What to work on:
Copy all lines of the listing that include the string "this".

Material:
┌──

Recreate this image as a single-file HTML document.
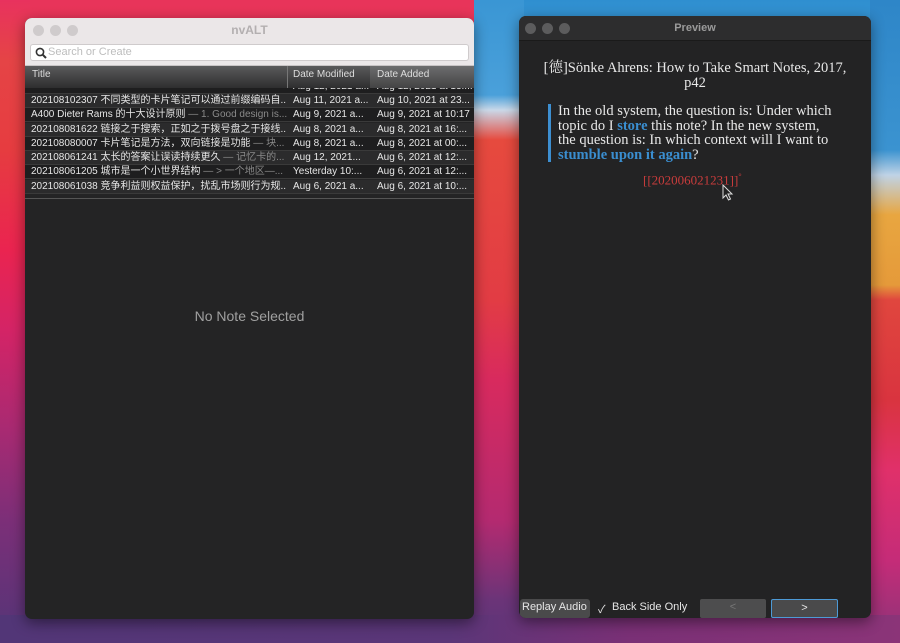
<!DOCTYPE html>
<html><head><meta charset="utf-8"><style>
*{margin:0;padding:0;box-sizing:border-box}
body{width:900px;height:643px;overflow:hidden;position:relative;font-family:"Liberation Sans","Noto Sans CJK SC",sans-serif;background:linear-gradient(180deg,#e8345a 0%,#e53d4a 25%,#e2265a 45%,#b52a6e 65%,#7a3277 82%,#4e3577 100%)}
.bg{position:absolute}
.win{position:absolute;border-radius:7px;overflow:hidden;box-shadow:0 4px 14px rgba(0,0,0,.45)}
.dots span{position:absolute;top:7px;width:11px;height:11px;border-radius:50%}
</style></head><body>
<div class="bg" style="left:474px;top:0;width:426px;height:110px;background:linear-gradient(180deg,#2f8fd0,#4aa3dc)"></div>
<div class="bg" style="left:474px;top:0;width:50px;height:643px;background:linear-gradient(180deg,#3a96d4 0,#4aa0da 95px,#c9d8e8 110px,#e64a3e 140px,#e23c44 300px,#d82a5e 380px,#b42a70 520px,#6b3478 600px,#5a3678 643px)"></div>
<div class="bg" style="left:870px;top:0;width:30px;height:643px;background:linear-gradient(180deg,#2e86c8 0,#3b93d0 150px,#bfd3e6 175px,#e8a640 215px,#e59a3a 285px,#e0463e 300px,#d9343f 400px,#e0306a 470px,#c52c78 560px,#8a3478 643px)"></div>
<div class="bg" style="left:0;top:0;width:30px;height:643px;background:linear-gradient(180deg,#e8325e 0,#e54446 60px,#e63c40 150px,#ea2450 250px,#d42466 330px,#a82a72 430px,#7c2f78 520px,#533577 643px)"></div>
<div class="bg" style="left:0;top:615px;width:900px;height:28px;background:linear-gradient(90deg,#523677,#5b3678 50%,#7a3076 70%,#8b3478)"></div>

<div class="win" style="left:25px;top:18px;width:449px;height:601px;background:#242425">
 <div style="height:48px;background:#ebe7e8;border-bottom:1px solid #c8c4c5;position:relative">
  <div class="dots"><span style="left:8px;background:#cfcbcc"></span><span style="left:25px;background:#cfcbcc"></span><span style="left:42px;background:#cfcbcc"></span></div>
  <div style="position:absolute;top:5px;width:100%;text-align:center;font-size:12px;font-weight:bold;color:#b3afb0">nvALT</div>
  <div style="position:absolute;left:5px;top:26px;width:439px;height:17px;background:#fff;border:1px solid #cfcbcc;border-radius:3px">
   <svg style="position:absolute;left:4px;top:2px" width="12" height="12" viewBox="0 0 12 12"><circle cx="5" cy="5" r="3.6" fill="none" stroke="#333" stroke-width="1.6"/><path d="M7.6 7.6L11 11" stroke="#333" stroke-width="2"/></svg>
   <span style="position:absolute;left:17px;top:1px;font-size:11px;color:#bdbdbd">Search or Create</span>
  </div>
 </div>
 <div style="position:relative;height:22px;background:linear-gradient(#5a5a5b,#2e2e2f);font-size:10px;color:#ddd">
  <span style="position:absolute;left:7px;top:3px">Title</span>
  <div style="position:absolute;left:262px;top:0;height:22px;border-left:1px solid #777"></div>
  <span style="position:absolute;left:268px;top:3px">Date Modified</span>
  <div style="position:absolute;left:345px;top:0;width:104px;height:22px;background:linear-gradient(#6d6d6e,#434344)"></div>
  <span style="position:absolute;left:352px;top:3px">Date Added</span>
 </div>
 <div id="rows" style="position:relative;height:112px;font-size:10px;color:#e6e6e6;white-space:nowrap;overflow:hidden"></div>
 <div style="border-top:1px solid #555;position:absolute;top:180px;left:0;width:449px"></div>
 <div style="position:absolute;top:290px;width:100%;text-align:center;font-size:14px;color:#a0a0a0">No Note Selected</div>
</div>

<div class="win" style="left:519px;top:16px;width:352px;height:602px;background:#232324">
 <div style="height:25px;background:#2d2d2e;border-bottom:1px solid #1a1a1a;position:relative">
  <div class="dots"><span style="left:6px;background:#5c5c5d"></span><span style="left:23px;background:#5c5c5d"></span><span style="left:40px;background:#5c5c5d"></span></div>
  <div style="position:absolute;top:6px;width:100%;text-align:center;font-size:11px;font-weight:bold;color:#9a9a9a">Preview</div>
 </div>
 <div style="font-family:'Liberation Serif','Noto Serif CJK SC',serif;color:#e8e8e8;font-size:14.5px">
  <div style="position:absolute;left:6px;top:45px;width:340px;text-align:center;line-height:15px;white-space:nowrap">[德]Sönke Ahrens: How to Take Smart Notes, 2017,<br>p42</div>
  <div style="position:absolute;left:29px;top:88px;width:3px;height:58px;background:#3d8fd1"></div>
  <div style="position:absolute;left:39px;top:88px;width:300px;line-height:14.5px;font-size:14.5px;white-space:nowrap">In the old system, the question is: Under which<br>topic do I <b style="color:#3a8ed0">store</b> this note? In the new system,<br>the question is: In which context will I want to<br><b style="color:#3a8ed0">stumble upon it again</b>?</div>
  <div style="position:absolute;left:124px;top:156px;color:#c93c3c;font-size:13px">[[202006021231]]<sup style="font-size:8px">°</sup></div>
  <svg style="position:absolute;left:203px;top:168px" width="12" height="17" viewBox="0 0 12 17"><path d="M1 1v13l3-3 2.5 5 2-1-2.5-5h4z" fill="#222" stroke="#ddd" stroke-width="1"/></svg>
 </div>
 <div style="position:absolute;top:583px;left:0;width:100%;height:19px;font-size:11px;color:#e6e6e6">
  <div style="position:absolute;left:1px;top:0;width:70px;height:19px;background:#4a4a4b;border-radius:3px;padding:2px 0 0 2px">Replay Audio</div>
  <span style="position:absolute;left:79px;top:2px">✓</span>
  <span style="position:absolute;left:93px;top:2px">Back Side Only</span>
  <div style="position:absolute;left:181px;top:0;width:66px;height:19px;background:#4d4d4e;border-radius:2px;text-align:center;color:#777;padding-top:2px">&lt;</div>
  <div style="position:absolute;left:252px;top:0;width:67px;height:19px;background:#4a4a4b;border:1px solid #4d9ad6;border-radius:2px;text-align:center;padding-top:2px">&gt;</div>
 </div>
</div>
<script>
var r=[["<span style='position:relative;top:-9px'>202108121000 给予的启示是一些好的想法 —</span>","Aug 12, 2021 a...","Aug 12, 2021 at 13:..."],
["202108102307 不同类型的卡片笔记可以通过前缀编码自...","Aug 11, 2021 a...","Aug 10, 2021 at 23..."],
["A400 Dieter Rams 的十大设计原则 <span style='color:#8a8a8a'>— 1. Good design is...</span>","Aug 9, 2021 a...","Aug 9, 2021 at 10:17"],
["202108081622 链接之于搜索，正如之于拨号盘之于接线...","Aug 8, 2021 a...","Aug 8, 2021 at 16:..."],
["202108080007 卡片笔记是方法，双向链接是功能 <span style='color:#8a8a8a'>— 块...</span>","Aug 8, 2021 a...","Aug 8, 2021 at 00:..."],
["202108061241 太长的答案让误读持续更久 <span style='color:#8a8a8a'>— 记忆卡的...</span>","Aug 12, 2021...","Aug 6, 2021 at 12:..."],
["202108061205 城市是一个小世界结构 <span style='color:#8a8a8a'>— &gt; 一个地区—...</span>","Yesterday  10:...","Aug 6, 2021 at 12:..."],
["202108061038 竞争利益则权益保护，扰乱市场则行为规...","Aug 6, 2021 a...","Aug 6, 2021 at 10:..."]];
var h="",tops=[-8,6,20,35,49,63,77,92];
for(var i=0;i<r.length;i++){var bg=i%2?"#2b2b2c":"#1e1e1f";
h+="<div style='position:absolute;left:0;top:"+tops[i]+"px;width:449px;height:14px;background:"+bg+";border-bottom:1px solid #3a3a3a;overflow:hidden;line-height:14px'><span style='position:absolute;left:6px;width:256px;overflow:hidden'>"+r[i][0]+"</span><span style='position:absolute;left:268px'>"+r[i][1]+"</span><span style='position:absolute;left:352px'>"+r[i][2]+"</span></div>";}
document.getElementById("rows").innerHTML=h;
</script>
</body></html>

└──

Final answer:
Recreate this image as a single-file HTML document.
  <div style="position:absolute;left:39px;top:88px;width:300px;line-height:14.5px;font-size:14.5px;white-space:nowrap">In the old system, the question is: Under which<br>topic do I <b style="color:#3a8ed0">store</b> this note? In the new system,<br>the question is: In which context will I want to<br><b style="color:#3a8ed0">stumble upon it again</b>?</div>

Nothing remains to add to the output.